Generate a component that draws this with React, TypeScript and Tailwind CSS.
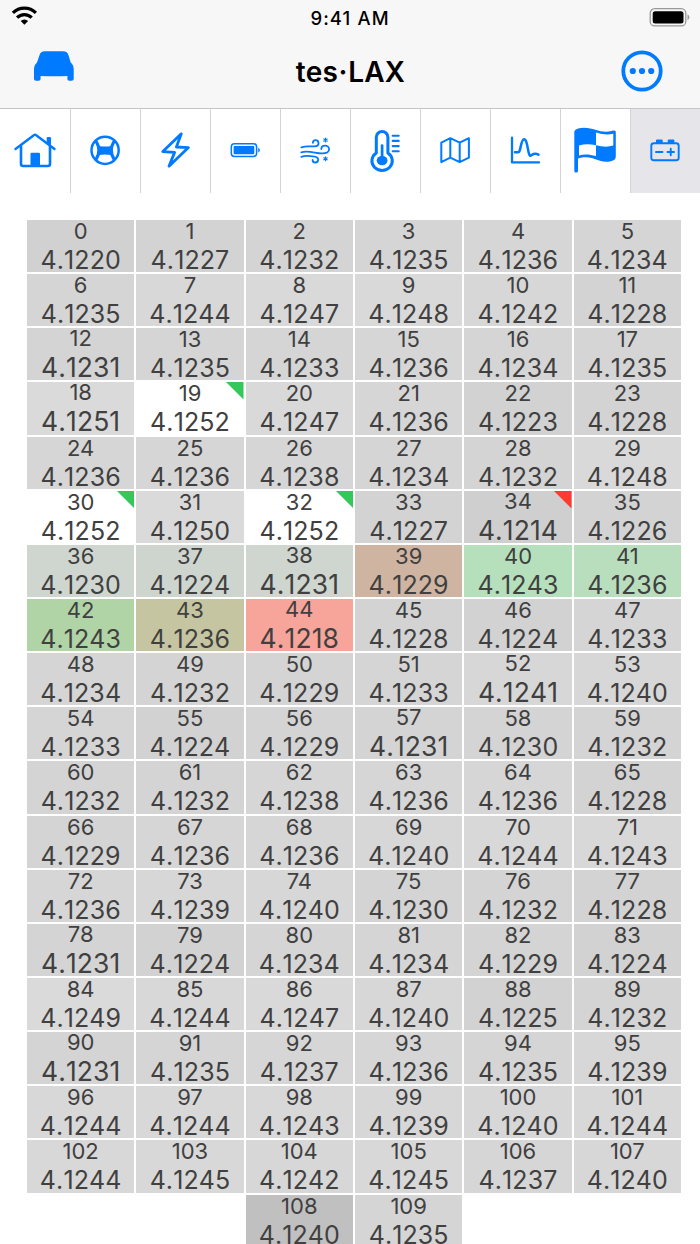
import type { ReactNode } from 'react';
import clsx from 'clsx';

// Readings in units of 0.0001 V above 4.1 V, in cell order.
const READINGS = [
  220, 227, 232, 235, 236, 234,
  235, 244, 247, 248, 242, 228,
  231, 235, 233, 236, 234, 235,
  251, 252, 247, 236, 223, 228,
  236, 236, 238, 234, 232, 248,
  252, 250, 252, 227, 214, 226,
  230, 224, 231, 229, 243, 236,
  243, 236, 218, 228, 224, 233,
  234, 232, 229, 233, 241, 240,
  233, 224, 229, 231, 230, 232,
  232, 232, 238, 236, 236, 228,
  229, 236, 236, 240, 244, 243,
  236, 239, 240, 230, 232, 228,
  231, 224, 234, 234, 229, 224,
  249, 244, 247, 240, 225, 232,
  231, 235, 237, 236, 235, 239,
  244, 244, 243, 239, 240, 244,
  244, 245, 242, 245, 237, 240,
  240, 235
];

const MAX = Math.max(...READINGS);
const MIN = Math.min(...READINGS);

const TINTS: Record<number, string> = {
  36: '#ced6cf',
  37: '#cdd5ce',
  38: '#ced6cf',
  39: '#cfb5a1',
  40: '#b6e0bc',
  41: '#b9debe',
  42: '#b1d4a7',
  43: '#c5c6a1',
  44: '#f7a59b',
  108: '#c0c0c0'
};

function cellColor(index: number, reading: number) {
  if (TINTS[index]) return TINTS[index];
  if (reading === MAX) return '#ffffff';
  const level = Math.round(207 + (reading - MIN) * 0.3);
  return `rgb(${level}, ${level}, ${level})`;
}

function Cell({ index }: { index: number }) {
  const reading = READINGS[index];
  const value = `4.1${reading}`;
  // narrow values are scaled up to fill the cell
  const wide = !value.slice(3).includes('1');
  return (
    <div
      className={clsx('relative h-[52.15px] text-center text-[#404040]', index === 108 && 'col-start-3')}
      style={{ backgroundColor: cellColor(index, reading) }}
    >
      <div className={clsx('text-[22px] leading-[22px]', wide ? 'pt-0' : '-mt-px')}>{index}</div>
      <div
        className={clsx(
          'whitespace-nowrap [font-kerning:none]',
          wide
            ? 'mt-[6px] text-[25px] leading-[25px] tracking-[0.1px]'
            : 'mt-[5px] text-[26.5px] leading-[26px] tracking-[0.1px]'
        )}
      >
        {value}
      </div>
      {reading === MAX || reading === MIN ? (
        <svg className="absolute top-0 right-0 h-[17.5px] w-[17.5px]" viewBox="0 0 17 17">
          <path d="M0 0h17v17z" fill={reading === MAX ? '#34c759' : '#ff3b30'} />
        </svg>
      ) : null}
    </div>
  );
}

const TABS: { name: string; icon: ReactNode }[] = [
  {
    name: 'Home',
    icon: (
      <>
        <path d="M15.5 40 33.8 26.2Q35 25.2 36.2 26.2L54.5 40" strokeWidth="2.4" />
        <path d="M21 37v18q0 2 2.2 2h24.6q2.2 0 2.2-2V37" strokeWidth="2.6" />
        <path d="M30.5 57V45q0-1.2 1.2-1.2h7.1q1.2 0 1.2 1.2v12z" fill="currentColor" stroke="none" />
        <path d="M46.7 33.5v-4.3q0-1.2 1.2-1.2h1.9q1.2 0 1.2 1.2v8z" fill="currentColor" stroke="none" />
      </>
    )
  },
  {
    name: 'Drive',
    icon: (
      <>
        <circle cx="35.1" cy="41.3" r="13.6" strokeWidth="2.5" />
        <path d="M29 37.8q6 1.4 12.2 0v7.4q-6.2-1.4-12.2 0z" fill="currentColor" strokeWidth="1.8" />
        <path d="M26.6 33.2Q31.3 41.3 26.6 49.4M43.6 33.2Q38.9 41.3 43.6 49.4" strokeWidth="3.2" />
      </>
    )
  },
  {
    name: 'Charging',
    icon: <path d="M41.3 24.8 22.8 42.6 34.6 43.4 29 57.2 48.4 38.6 36.4 38z" strokeWidth="2.8" />
  },
  {
    name: 'Battery',
    icon: (
      <>
        <rect x="21.3" y="34.8" width="25.3" height="12.6" rx="3.2" strokeWidth="1.5" />
        <rect x="23.6" y="37" width="20.7" height="8.2" rx="1" fill="currentColor" stroke="none" />
        <path d="M48.2 38.7q1.7.6 1.7 2.4t-1.7 2.4z" fill="currentColor" stroke="none" />
      </>
    )
  },
  {
    name: 'Climate',
    icon: (
      <>
        <path
          d="M21.3 38.3c6-1.8 9-.6 13.2-.9 2.6-.2 4.1-1.4 4-3.2 0-1.8-1.4-3-3-3-1.5 0-2.6 1-2.6 2.6M21.3 43.4c7-2.2 14 .9 20.5 1 4 .1 7.2-1 7.3-4.1 0-2.2-1.8-3.7-4-3.7-2.3 0-3.8 1.4-3.8 3.4M21.3 47.8c5-1.8 8-.7 11.5-.4 3.4.3 5.4 1 5.4 3.1 0 1.8-1.3 3-3 3-1.5 0-2.6-1-2.6-2.6"
          strokeWidth="1.8"
        />
        <path
          d="M45.5 29.2v3.8M43.8 30.1l3.4 2M47.2 30.1l-3.4 2M45.5 47.9v3.8M43.8 48.8l3.4 2M47.2 48.8l-3.4 2"
          strokeWidth="1.2"
        />
      </>
    )
  },
  {
    name: 'Temperature',
    icon: (
      <>
        <path d="M26.3 44V28.2a5.8 5.8 0 0 1 11.6 0V44a10.2 9.6 0 1 1-11.6 0z" strokeWidth="3" />
        <path d="M32.1 36.5V50" strokeWidth="2.7" />
        <ellipse cx="32.1" cy="51.6" rx="5.4" ry="4.7" fill="currentColor" stroke="none" />
        <path d="M42.7 26.8h6M42.7 31.9h6M42.7 37.1h6M42.7 42.2h6" strokeWidth="2.1" />
      </>
    )
  },
  {
    name: 'Map',
    icon: (
      <path
        d="M21.3 33.6 30.3 29.2 39.7 33.6 48.9 29.2V48.7L39.7 53.1 30.3 48.7 21.3 53.1zM30.3 29.2V48.7M39.7 33.6V53.1"
        strokeWidth="2"
      />
    )
  },
  {
    name: 'Graph',
    icon: (
      <>
        <path d="M22 28.7V53.4H49" strokeWidth="2.3" />
        <path
          d="M25 43.3h3c1 0 1.4-.7 1.7-1.7 1.4-4.6 2-11.3 4.3-11.3 3.6 0 3.4 12 5.6 15.9.5 1 1.3.3 2.1-.2 2.3-1.6 4.3-1.6 6.8-.4"
          strokeWidth="2.5"
        />
      </>
    )
  },
  {
    name: 'Race',
    icon: (
      <>
        <path
          d="M14.3 22.3C16 19.5 19.5 18.7 24 18.7c9 0 14 4 22.5 4 3 0 5-.7 7-1.1 1.6-.3 2.3.4 2.3 1.8v24.1c0 4-4.5 5.2-9.3 5.2-8.5 0-12-4.4-20.5-4.4-3 0-5.5.5-8 1.3v12.1c0 1.2-.8 1.9-1.9 1.9s-1.8-.7-1.8-1.9z"
          fill="currentColor"
          stroke="none"
        />
        <path
          d="M36 23.6c6 1.8 11.5 2.8 17.3 1.2v11.8c-5.8 1.8-11.3 1.2-17.3-.3zM19 36.5c5.5-1.9 11.3-1.6 17-.2v10.800c-5.700-1.500-11.500-2.400-17-.6z"
          fill="white"
          stroke="none"
        />
      </>
    )
  },
  {
    name: 'Cells',
    icon: (
      <>
        <rect x="21.3" y="34.2" width="27.4" height="17" rx="2.5" strokeWidth="1.9" />
        <path
          d="M26 34v-2.4q0-1.2 1.2-1.2h4.3q1.2 0 1.2 1.2V34zM37.7 34v-2.4q0-1.2 1.2-1.2h4.3q1.2 0 1.2 1.2V34z"
          fill="currentColor"
          stroke="none"
        />
        <path d="M26 43h6.5M37.5 43h6.5M40.75 39.7v6.6" strokeWidth="1.9" />
      </>
    )
  }
];

function StatusBar() {
  return (
    <div className="grid h-9 grid-cols-3 items-center px-[10px] text-black">
      <svg className="mb-1 h-5 w-7" viewBox="0 0 28 20" fill="none" stroke="black" strokeWidth="3.2">
        <path d="M2.9 6.9a16.2 16.2 0 0 1 23 0M7.1 11.6a10.3 10.3 0 0 1 14.6 0" />
        <path d="M10.7 15a5.3 5.3 0 0 1 7.4 0l-3.7 3.7z" fill="black" stroke="none" />
      </svg>
      <div className="text-center text-[18.5px] leading-9 font-medium tracking-[1.1px]">9:41 AM</div>
      <svg className="mb-[3px] h-5 w-[42px] justify-self-end" viewBox="0 0 42 20" fill="none">
        <rect x="2.2" y="1.7" width="35.6" height="17.2" rx="4.5" stroke="#999" strokeWidth="1.3" />
        <rect x="4.7" y="4.2" width="30.8" height="12.3" rx="2.5" fill="black" />
        <path d="M39.5 7.3q1.8 1 1.8 3t-1.8 3z" fill="#999" />
      </svg>
    </div>
  );
}

export default function App() {
  return (
    <div className="h-[1244px] w-[700px] overflow-hidden bg-white font-['Inter','Liberation_Sans',sans-serif]">
      <header className="h-[109px] border-b border-[#c6c6c8] bg-[#f7f7f7]">
        <StatusBar />
        <div className="flex h-[71px] items-center justify-between pr-[37px] pl-[33px]">
          <svg className="mb-3 h-8 w-[42px] text-[#007aff]" viewBox="0 0 42 32" fill="currentColor">
            <path d="M12 1.2h18c3.2 0 4.7 1.4 5.6 4.2l2.1 7c2.2 1.8 3 4 3 7v9.3c0 1.3-.8 2-2 2h-2.3c-1.3 0-2-.7-2-2v-2.8c-8.9.5-17.9.5-26.8 0v2.8c0 1.3-.8 2-2 2H3c-1.3 0-2-.7-2-2v-9.3c0-3 .9-5.2 3-7l2.4-7c.9-2.8 2.4-4.2 5.6-4.2z" />
          </svg>
          <h1 className="pl-[5px] text-[28px] leading-9 font-semibold tracking-[0.2px]">
            tes<span className="mx-[0.5px]">·</span>LAX
          </h1>
          <svg className="mb-px h-[42px] w-[42px] text-[#007aff]" viewBox="0 0 42 42" fill="currentColor">
            <circle cx="21" cy="21" r="18.7" fill="none" stroke="currentColor" strokeWidth="3.8" />
            <circle cx="11.8" cy="21" r="3.1" />
            <circle cx="21" cy="21" r="3.1" />
            <circle cx="30.2" cy="21" r="3.1" />
          </svg>
        </div>
      </header>

      <nav className="grid h-[83px] grid-cols-10">
        {TABS.map((tab, i) => (
          <button
            key={tab.name}
            aria-label={tab.name}
            className={clsx(
              'h-[83.5px] text-[#007aff]',
              i > 0 && 'border-l border-[#d4d4d6]',
              i === TABS.length - 1 && 'bg-[#e5e5ea]'
            )}
          >
            <svg
              className={clsx('h-[83px] w-[70px]', i > 0 && '-ml-px')}
              viewBox="0 0 70 83"
              fill="none"
              stroke="currentColor"
              strokeLinecap="round"
              strokeLinejoin="round"
            >
              {tab.icon}
            </svg>
          </button>
        ))}
      </nav>

      <main className="mt-7 ml-[27px] grid w-[654px] grid-cols-6 gap-[2px]">
        {READINGS.map((_, i) => (
          <Cell key={i} index={i} />
        ))}
      </main>
    </div>
  );
}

□ □ □ □ □ □ □

## INSTRUCTIONS TO FOLLOW
Extract the lines exactly, please: the first line of the listing, the line with "import clsx from 'clsx';", and every line between them, but no pictures.

## WRITTEN ANSWER
Generate a component that draws this with React, TypeScript and Tailwind CSS.
import type { ReactNode } from 'react';
import clsx from 'clsx';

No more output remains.